Don’t Give What Money You Have to Scammers

The October/November 2012 AARP magazine has an article entitled Confessions of a Con Artist. The man quoted in the article ran scams for years, was finally caught, served jail time, is now living with his parents, has no hope of paying the government the money he owes and is now willing to share how he made so much money on his victims.

Financial times are tough for most everyone right now. I wrote a book and keep up this blog to give hints on how to stretch the money you do have, but losing money to a thief or a scammer is the ultimate insult. You may not be able to prevent job loss or home foreclosure, but you can keep yourself from becoming the victim of a scam.Image

Here are some of the hints from this former con artist who worked in thirty fraudulent business operations over a ten year period.

Scammers Appeal to Your Emotions, Not Logic

This man was known as a closer – the one who gets someone to hand over their money. His victims were not stupid. They were doctors, lawyers, engineers and college professors, in short, people who had money to lose. The logical response to all of his appeals should have been, “I don’t know you. I’m not going to send you any of my hard earned money.” He overcame their reluctance by asking personal questions and using two driving forces in hard times – need and greed. He was able to convince his victims that what he was offering would be a fix to their problems.

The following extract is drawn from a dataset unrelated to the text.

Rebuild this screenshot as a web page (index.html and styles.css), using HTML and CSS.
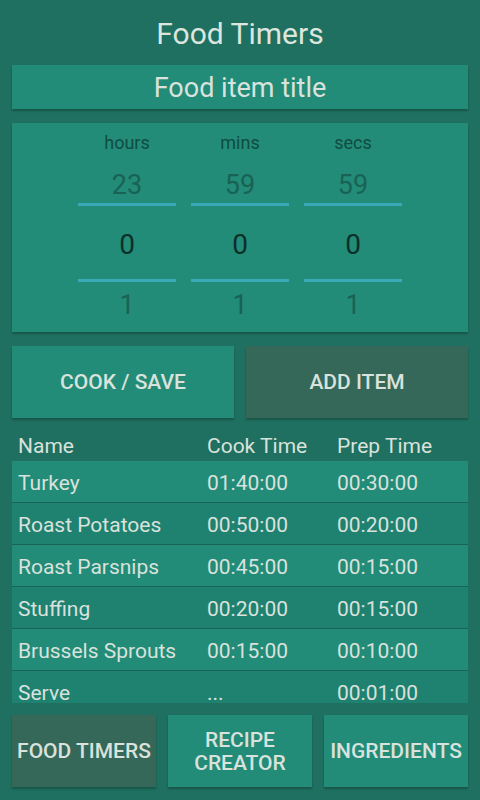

Interestingly, he said that when he was working bogus oil and gas deals, business opportunities and gold-coin scams, the perfect victim was always a male, often a senior citizen who was not afraid to share his fears about the unstable financial market and living on a fixed income.

Be aware of these precautions:

  • Never make a decision until you have taken at least 24 hours to think about it.

Time gives you a chance for the emotional effects of the sales pitch to subside and allow you to do research. Although some senior citizens are not schooled themselves on how to do adequate research, most everyone knows someone who is.

  • Never share personal information about family or your concerns with someone trying to sell you something.
  • Ask yourself, “what’s in it for the salesman?” If they are offering such a great deal, why aren’t they doing it themselves?
  • Beware of statements like this one, “You and I are going to make a lot of money together.”
  • If this man was still in the scam business, he would focus on reverse mortgages and precious metals. These are his reasons why:

A lot of seniors have paid off their mortgage and the idea that they can get money out of their house while they are still living in it is attractive. Some reverse mortgage ads are legitimate; many are not. He states that even those that have famous spokesmen may not be legitimate as the celebrity’s only job is to read his part and leave. His contract may state that he cannot be held responsible for the accuracy of the claims in the ad. In short, he may know nothing about the business.

Never sign any paperwork on your house until an attorney you choose reads the fine print.

He sold gold and silver coins at a 300-500% markup. Victims were unaware that the value of their coins was significantly less until they tried to sell their coins – years later.

How unfortunate it is that protecting yourself against fraud and theft is necessary, but it is. In this case, these warnings can help prevent that from happening to you.